The composition of Homer’s epics and the celebration of the first Olympiad were essential for dating the revolution. Consistent with Herodotus, who placed Homer four hundred years before his own time, Grote assigned the composition of the Homeric
Iliad
and
Odyssey
to the second half of the ninth century—the poems having reached their final form before the first Olympiad of 776 BC.
9
His method for dating the poems reflects the great debate surrounding the Homeric Question in the nineteenth century. He argues against Wolf and Lachmann’s contention that the epics represented an amalgamation of many distinct poems brought about by Peisistratus in the middle of the sixth century in Athens. Lachmann, for instance, identified sixteen separate songs in the first twenty-two books of the
Iliad
. Grote, on the other hand, contends
that, far from producing an original poem, Peisistratus simply enhanced the solemnity of the Great Panathenaic festival by selecting, among the divergences of rhapsodes in different parts of Greece, “that order of text which intelligent men could approve as a return to the pure and pristine
Iliad
.”
10
For Grote, the poems have no historical value, because they contain no verifiable evidence. However, since Homer reflects the contemporary society of the ninth century, the
Iliad
and
Odyssey
have immense value for assessing the achievements of the Greeks in the eighth and seventh centuries. Civil society makes a transition similar to that of the military: “we pass from Herakles, Theseus, Jason, Achilles, to Solon, Pythagoras, and Perikles—from ‘the shepherd of his people,’ (to use the phrase in which Homer depicts the good side of the heroic king,) to the legislator who introduces, and the statesman who maintains, a preconcerted system by which willing citizens consent to bind themselves.”
11

There was for Grote a parallel between the individual who knows his place in the hoplite phalanx and the citizen who understands his predetermined rights and duties in the social order according to established principles. The result is that even without commanding individual talent, “the whole community is so trained as to be able to maintain its course under inferior leaders.”
12
Grote had no doubt about the significance of these developments: “the military organization of the Grecian republic is an element of the greatest importance in respect to the conspicuous part they have played in human affairs,—their superiority in this respect being hardly less striking than it is in many others.”
13
In the historical period following the first Olympiad, the emergence of hoplite warfare had dramatic implications for many of the major cities in Greece, especially Argos, Sparta, Corinth, Sicyon, Megara, and eventually Athens.

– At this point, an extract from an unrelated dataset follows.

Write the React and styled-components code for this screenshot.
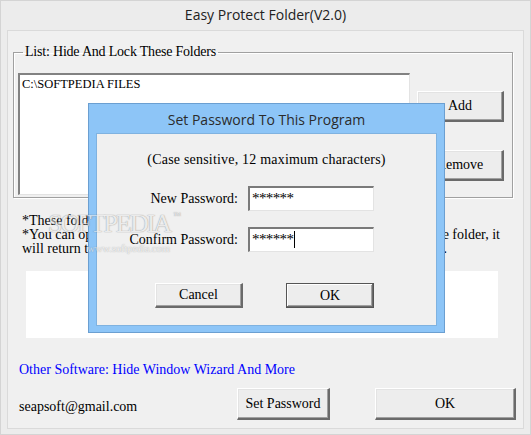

Grote envisioned the political transformation in the Greek world from the heroic kingdoms to the poleis taking place through two revolutions. The first involved the intellectual revolution
14
that accompanied the transition from the world of legend to the development of history.
15
This upheaval resulted in the emergence of oligarchies out of the divine kingships, and demonstrated to Grote the progressive character of the Greek mind and all its superiority over the “stationary and unimproving” Oriental mind.
16
The abolition of kingship came about through natural change and without violence. For example, sometimes the royal lineage died out or, after the death of the king, the king’s son became acknowledged as archon only, or he gave way to a prytanis chosen from the aristocrats. These primitive oligarchies were common throughout Greek cities and colonies of the seventh century, and they represent an advance on heroic government. The primary characteristic of the heroic age had been “the omnipotence of private force, tempered and guided by family sympathies, and the practical nullity of that collective sovereign afterwards called
The City
,—who in historical Greece becomes the central and paramount source of obligation.”
17
Grote describes the rise of the poleis: “Though they [the poleis] had little immediate tendency to benefit the mass of the freemen, yet when we compare them with the antecedent heroic government, they indicate an important advance,—the first adoption of a deliberate and preconceived system in the management of public affairs.” The polis invented the concept of citizenship, the rule of law, and the accountability of elected magistrates.

[The poleis] exhibit the first evidences of new and important political ideas in the Greek mind,—the separation of legislative and executive powers; the former vested in a collective body, not merely deliberating but finally deciding,—while the latter is confided to temporary individual magistrates, responsible to that body at the end of their period in office. We are first introduced to a community of citizens, according to the definition of Aristotle,—men qualified, and thinking themselves qualified, to take turns in command and obedience: the collective sovereign, called The City, is thus constituted.
18

The second revolution took place when the usurpers Grote calls Despots subverted the first oligarchies. This period, which contemporary scholars refer to as the age of tyrants, involved “the gradual rise of the small proprietors and town-artisans” and “was marked by the substitution of heavy-armed infantry in place of cavalry.”
19

Cities such as Corinth, Sicyon, and Megara required the figure of the despot, backed by the hoplites, to bring about decisive political change.
20
This period occurred during the progress of the seventh and sixth centuries, with the expansion of wealth, power, and population. Grote distinguishes these early despots from those of later periods by their use of armed force. Notwithstanding the benefits tyrannies brought to their respective poleis, the age of the despots worked against the principles of the City: “this rooted antipathy to a permanent hereditary ruler stood apart as a sentiment almost unanimous.”
21
The hoplites enabled the tyrant to overthrow the narrow oligarchies of the seventh century in many cities. These figures made possible the transition to broader oligarchies and later to democracies; but the tyrant’s success could only be temporary.
22

The people by their armed aid had enabled him [the despot] to overthrow the existing rulers … but they acquired no political rights and no increased securities for themselves.
23
… The rise of these despots on the ruins of the previous oligarchies was, in appearance, a return to the principles of the heroic age,—the restoration of a government of personal will in place of that systematic arrangement known as the City. But the Greek mind had so far outgrown those early principles, that no new government founded thereupon could meet with willing acquiescence, except under some temporary excitement.